Rodney Rascona, a photographer for Phoenix-based Food for the Hungry talks about his work for the organization and shares images from his most recent assignment in East Africa.
Ted Simons: Rodney Rascona is an advertising photographer who often uses his skills to raise awareness for humanitarian organizations around the world. His photographs manage to capture the strength, dignity, and resilience of people who struggle daily just to survive. Here to talk about his work is Rodney Rascona, he's the chief photographer for Food For The Hungry, a Phoenix-based Christian charity that seeks to end hunger and poverty worldwide. Welcome to Horizon, thanks for joining us.
Rodney Rascona: Thanks very much.
Ted Simons: How long have you been doing this? And what exactly do you do for Food For The Hungry?
Rodney Rascona: I became involved about 2000, first project was going to Ethiopia for about three weeks to at that time try to identify if famine was in a certain part of their fields where they were working, and I just stumbled into them. I had a small office across from the Scottsdale air park and they came up on the web one day that there was an earthquake in Istanbul and I had sent an email out saying hi, I'm a senior photographer, if you need any photographer I have that and low and behold they wrote me back and we had a three-hour conversation a couple days later and I thought that was it, and next thing I know I had a phone call to go to east Africa for them.

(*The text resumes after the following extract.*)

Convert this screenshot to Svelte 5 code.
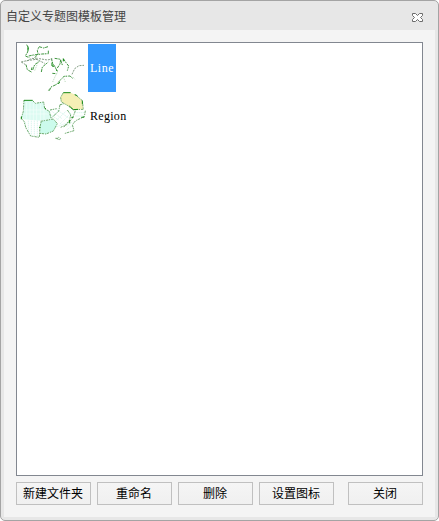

That started a very, very long relationship, which has just been an unbelievable experience.
Ted Simons: You write that you create portraits to convey messages of need. What does that mean?
Rodney Rascona: Well, as you know, as a news man, there is a constant vying for the audience's attention on a myriad of issues. One minute it's the Oscars, the next it's an earthquake in Chile, and Japan, and there is a direct need for most of the organizations working around the world that are involved with the human condition to raise revenue. It's just the reality of the everyday life of making things happen. It costs money. And so I am a rare kind of unique set of experiences because I'm an advertising photographer for 30-some years, and I've been with Food For The Hungry and others for the last 13 years, about 12 or 13 years. And that traditionally required me to go unaided to a particular field, I worked a lot in east Africa, Rwanda, Uganda, Kenya, Ethiopia, many, many times over the years, dealing with issues, aids, HIV, education, food security, famine, unfortunately sometimes, drought, I've been dealing with drought since 2000. So creating images which are poignant in our world there is no shortage of disposable photographs. It's not until you try to create a serious body of work around serious subjects to help educate and to inform the viewer, the consumer. And that's the place for serious photographers.
Ted Simons: And we're looking at some serious photographs here from east Africa. Correct?
Rodney Rascona: This was the first part of September, I was out there for a couple weeks with Food For The Hungry.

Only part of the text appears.